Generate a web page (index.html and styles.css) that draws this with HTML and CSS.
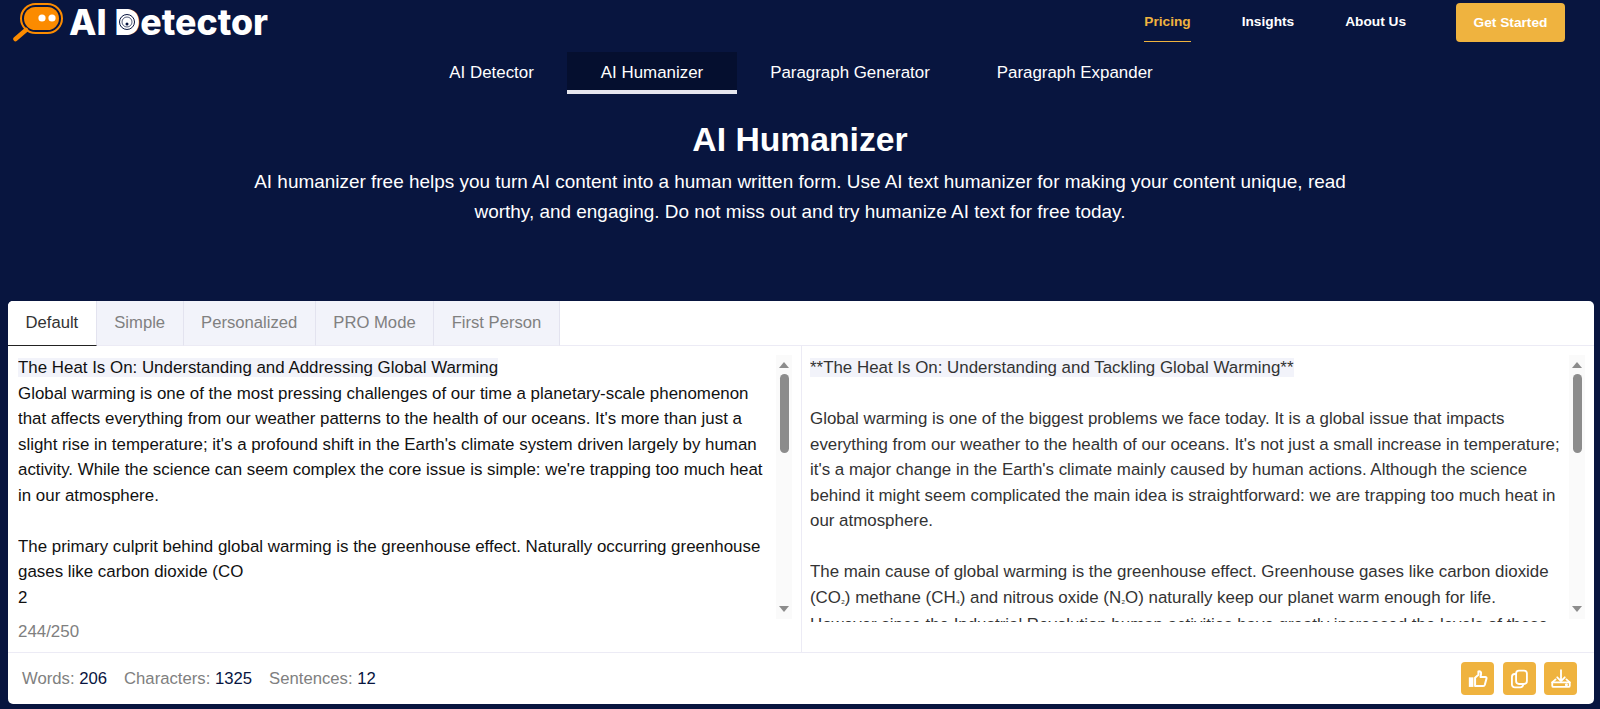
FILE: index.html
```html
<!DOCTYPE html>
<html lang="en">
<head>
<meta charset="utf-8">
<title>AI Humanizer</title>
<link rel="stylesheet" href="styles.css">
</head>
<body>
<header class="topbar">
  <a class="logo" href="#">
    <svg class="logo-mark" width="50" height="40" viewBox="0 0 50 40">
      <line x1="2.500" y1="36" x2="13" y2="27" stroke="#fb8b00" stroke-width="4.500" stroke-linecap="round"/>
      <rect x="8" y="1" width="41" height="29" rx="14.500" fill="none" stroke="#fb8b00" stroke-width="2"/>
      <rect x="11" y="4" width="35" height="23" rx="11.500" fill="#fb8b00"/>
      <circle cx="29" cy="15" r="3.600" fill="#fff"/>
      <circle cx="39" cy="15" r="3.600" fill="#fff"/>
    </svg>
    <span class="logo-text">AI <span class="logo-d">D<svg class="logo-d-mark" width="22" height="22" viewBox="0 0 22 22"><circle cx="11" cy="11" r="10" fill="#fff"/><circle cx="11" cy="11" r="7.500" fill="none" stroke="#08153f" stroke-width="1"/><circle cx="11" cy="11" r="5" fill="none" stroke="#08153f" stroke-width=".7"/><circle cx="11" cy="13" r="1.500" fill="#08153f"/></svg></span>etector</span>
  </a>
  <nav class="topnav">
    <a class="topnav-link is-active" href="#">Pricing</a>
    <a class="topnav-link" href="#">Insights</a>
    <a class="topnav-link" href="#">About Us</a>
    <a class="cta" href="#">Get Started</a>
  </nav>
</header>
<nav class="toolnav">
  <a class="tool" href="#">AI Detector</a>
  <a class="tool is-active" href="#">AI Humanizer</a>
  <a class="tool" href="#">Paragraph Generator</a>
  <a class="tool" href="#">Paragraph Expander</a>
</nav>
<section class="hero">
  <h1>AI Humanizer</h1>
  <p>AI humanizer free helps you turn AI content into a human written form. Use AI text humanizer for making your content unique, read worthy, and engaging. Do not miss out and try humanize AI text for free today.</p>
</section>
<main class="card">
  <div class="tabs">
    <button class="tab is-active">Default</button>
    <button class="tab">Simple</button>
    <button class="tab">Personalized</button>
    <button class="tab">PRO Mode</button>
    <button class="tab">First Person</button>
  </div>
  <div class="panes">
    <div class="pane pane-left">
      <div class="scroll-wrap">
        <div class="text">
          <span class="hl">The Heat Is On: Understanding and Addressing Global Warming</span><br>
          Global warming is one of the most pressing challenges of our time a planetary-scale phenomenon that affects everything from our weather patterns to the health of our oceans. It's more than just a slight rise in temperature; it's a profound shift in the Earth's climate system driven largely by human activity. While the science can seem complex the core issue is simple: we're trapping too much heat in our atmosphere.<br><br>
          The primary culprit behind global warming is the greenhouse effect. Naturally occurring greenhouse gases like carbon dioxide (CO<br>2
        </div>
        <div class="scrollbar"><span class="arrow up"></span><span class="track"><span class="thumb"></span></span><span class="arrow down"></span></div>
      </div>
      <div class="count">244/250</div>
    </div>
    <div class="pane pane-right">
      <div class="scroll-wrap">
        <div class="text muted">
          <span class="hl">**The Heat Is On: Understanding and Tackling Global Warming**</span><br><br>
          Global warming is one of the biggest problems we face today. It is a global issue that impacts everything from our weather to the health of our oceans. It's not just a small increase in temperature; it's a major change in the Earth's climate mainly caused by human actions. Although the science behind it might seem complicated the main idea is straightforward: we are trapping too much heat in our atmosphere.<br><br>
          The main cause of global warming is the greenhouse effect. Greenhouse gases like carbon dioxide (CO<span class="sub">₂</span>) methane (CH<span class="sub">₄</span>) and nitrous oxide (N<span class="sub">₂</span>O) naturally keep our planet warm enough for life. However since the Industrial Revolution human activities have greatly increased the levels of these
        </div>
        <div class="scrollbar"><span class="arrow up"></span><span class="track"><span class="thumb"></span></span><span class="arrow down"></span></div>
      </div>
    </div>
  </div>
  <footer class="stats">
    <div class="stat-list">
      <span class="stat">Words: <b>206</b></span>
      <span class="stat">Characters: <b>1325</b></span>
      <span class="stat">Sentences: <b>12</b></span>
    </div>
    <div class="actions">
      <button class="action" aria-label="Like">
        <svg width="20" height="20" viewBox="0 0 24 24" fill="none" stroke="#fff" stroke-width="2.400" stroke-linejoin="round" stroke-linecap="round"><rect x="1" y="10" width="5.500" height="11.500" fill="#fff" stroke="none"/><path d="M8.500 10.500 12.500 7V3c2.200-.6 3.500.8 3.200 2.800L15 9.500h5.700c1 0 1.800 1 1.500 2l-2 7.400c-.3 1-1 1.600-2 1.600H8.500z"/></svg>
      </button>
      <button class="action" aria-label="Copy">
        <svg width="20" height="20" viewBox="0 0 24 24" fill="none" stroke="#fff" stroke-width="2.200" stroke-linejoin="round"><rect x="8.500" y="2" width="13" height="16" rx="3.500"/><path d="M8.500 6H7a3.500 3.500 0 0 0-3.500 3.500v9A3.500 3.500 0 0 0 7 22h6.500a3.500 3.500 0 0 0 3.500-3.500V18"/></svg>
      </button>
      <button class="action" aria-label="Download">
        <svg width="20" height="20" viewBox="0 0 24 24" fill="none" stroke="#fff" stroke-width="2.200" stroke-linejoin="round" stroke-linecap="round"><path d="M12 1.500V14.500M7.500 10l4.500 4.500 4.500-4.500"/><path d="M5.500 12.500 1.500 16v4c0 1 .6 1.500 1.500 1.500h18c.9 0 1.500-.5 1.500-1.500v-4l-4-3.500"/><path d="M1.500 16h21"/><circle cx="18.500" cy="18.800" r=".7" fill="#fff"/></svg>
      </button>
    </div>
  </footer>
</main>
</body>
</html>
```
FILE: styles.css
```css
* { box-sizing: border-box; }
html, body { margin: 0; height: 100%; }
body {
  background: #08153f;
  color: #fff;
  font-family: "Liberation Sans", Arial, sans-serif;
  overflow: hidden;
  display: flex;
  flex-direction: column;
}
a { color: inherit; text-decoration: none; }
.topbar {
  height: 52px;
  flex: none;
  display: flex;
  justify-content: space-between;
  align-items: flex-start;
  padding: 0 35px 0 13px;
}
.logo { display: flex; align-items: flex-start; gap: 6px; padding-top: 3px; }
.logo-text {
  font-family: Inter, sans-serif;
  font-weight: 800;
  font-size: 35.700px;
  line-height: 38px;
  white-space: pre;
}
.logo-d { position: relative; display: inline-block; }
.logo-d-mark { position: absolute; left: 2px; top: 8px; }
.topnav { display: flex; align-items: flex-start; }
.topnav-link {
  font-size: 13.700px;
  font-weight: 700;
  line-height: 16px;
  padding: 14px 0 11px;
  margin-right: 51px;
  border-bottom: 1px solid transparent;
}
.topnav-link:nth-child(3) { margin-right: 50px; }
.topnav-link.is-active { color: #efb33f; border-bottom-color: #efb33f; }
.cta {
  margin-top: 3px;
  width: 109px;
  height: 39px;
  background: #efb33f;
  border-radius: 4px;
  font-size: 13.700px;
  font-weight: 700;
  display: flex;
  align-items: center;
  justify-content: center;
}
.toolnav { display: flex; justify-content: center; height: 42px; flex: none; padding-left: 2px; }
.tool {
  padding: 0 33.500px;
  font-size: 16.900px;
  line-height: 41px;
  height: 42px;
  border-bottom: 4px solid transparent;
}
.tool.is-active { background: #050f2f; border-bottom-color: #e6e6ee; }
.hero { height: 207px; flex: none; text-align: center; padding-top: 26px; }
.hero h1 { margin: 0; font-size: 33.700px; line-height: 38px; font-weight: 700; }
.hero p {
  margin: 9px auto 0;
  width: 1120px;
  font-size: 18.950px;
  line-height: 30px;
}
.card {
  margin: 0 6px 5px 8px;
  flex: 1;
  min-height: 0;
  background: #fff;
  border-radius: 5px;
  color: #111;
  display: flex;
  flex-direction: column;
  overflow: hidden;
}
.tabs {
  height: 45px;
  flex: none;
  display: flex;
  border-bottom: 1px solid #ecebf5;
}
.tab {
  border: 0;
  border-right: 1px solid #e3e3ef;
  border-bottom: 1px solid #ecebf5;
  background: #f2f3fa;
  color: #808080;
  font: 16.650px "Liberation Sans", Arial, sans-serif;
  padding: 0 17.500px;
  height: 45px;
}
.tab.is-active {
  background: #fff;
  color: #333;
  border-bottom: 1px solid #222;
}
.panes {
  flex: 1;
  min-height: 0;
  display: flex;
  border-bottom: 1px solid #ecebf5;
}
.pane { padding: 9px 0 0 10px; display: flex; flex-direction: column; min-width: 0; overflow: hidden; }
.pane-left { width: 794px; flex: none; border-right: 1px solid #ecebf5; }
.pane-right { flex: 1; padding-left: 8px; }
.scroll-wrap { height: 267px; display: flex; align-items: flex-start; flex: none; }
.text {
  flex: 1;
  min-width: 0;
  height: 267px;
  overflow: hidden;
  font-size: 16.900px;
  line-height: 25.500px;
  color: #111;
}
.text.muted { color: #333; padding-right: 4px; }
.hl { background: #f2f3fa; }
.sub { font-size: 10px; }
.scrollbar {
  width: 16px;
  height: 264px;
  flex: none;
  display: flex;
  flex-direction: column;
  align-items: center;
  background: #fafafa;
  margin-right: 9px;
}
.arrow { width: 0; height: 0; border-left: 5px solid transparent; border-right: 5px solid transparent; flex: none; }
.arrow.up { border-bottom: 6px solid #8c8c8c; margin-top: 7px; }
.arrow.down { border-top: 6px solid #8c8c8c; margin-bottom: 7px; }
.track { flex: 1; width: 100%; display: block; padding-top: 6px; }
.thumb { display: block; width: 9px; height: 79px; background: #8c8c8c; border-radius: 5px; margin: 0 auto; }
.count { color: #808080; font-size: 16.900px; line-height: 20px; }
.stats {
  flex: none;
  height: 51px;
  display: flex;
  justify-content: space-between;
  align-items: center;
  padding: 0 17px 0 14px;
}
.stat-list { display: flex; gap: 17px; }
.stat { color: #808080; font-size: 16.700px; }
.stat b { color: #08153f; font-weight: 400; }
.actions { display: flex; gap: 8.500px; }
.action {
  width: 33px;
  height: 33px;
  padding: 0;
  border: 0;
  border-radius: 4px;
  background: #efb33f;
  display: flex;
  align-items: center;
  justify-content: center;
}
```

> **WHAT YOU NEED TO DO**:
Say how many lines in this material hold "index", and say nothing else.

> **FULL OUTPUT**:
2